Problem details = Word for word, transcribe the lines below and drop the pictures.

Collected data =
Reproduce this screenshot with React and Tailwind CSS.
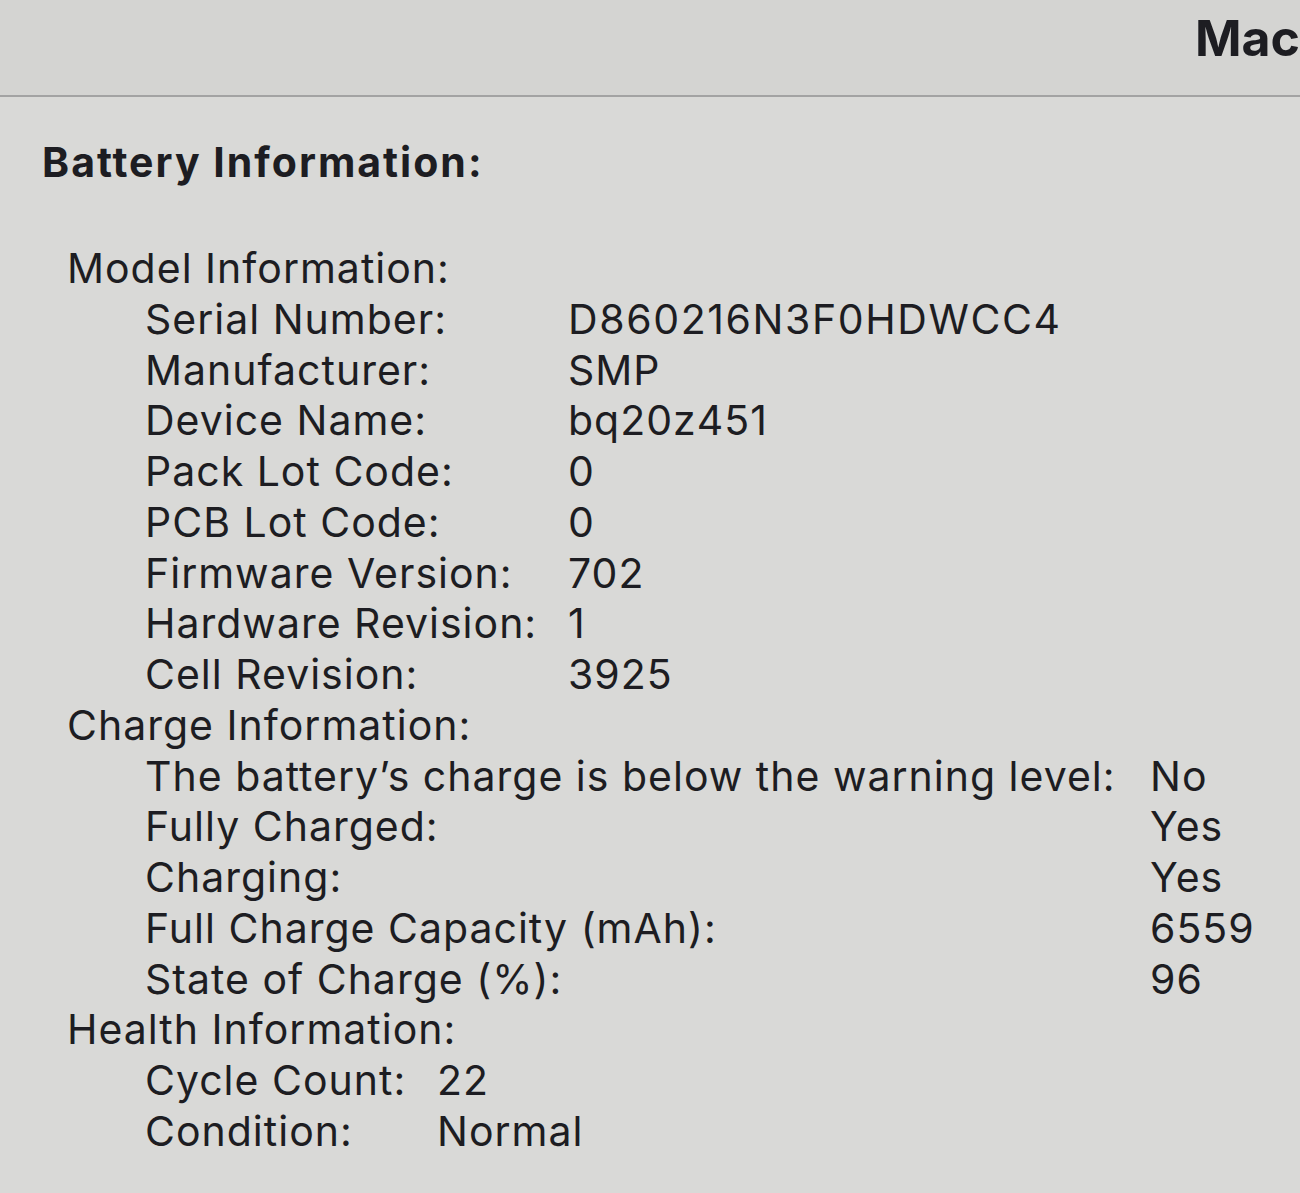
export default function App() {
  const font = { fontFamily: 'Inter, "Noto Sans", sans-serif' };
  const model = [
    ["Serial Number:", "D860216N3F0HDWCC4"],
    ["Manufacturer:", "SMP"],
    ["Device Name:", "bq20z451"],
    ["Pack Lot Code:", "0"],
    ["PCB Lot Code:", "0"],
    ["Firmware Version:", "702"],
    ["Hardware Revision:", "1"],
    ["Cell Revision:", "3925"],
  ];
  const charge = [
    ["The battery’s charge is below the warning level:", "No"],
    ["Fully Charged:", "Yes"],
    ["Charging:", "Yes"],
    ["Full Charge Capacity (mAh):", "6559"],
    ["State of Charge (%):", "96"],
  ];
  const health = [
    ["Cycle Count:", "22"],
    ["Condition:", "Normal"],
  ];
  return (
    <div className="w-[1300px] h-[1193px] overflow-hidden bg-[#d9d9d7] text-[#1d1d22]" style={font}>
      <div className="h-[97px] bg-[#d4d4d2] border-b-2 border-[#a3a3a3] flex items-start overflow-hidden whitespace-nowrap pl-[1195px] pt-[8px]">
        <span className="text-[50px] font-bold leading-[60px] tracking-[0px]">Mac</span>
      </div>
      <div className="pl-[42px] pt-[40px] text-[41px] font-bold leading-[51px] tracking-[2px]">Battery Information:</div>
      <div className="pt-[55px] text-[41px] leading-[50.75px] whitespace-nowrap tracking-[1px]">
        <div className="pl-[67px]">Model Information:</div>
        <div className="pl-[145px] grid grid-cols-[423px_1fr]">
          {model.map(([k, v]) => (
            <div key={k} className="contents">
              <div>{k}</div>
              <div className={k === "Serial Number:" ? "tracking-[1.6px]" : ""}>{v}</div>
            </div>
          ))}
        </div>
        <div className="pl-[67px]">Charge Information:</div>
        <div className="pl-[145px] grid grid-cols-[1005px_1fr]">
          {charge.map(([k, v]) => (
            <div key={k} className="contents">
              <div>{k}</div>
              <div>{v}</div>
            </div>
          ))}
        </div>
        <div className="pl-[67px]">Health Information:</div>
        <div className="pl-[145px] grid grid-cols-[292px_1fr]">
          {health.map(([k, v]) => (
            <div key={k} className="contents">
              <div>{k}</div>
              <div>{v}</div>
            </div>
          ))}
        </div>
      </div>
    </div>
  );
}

Result below =
Reproduce this screenshot with React and Tailwind CSS.
export default function App() {
  const font = { fontFamily: 'Inter, "Noto Sans", sans-serif' };
  const model = [
    ["Serial Number:", "D860216N3F0HDWCC4"],
    ["Manufacturer:", "SMP"],
    ["Device Name:", "bq20z451"],
    ["Pack Lot Code:", "0"],
    ["PCB Lot Code:", "0"],
    ["Firmware Version:", "702"],
    ["Hardware Revision:", "1"],
    ["Cell Revision:", "3925"],
  ];
  const charge = [
    ["The battery’s charge is below the warning level:", "No"],
    ["Fully Charged:", "Yes"],
    ["Charging:", "Yes"],
    ["Full Charge Capacity (mAh):", "6559"],
    ["State of Charge (%):", "96"],
  ];
  const health = [
    ["Cycle Count:", "22"],
    ["Condition:", "Normal"],
  ];
  return (
    <div className="w-[1300px] h-[1193px] overflow-hidden bg-[#d9d9d7] text-[#1d1d22]" style={font}>
      <div className="h-[97px] bg-[#d4d4d2] border-b-2 border-[#a3a3a3] flex items-start overflow-hidden whitespace-nowrap pl-[1195px] pt-[8px]">
        <span className="text-[50px] font-bold leading-[60px] tracking-[0px]">Mac</span>
      </div>
      <div className="pl-[42px] pt-[40px] text-[41px] font-bold leading-[51px] tracking-[2px]">Battery Information:</div>
      <div className="pt-[55px] text-[41px] leading-[50.75px] whitespace-nowrap tracking-[1px]">
        <div className="pl-[67px]">Model Information:</div>
        <div className="pl-[145px] grid grid-cols-[423px_1fr]">
          {model.map(([k, v]) => (
            <div key={k} className="contents">
              <div>{k}</div>
              <div className={k === "Serial Number:" ? "tracking-[1.6px]" : ""}>{v}</div>
            </div>
          ))}
        </div>
        <div className="pl-[67px]">Charge Information:</div>
        <div className="pl-[145px] grid grid-cols-[1005px_1fr]">
          {charge.map(([k, v]) => (
            <div key={k} className="contents">
              <div>{k}</div>
              <div>{v}</div>
            </div>
          ))}
        </div>
        <div className="pl-[67px]">Health Information:</div>
        <div className="pl-[145px] grid grid-cols-[292px_1fr]">
          {health.map(([k, v]) => (
            <div key={k} className="contents">
              <div>{k}</div>
              <div>{v}</div>
            </div>
          ))}
        </div>
      </div>
    </div>
  );
}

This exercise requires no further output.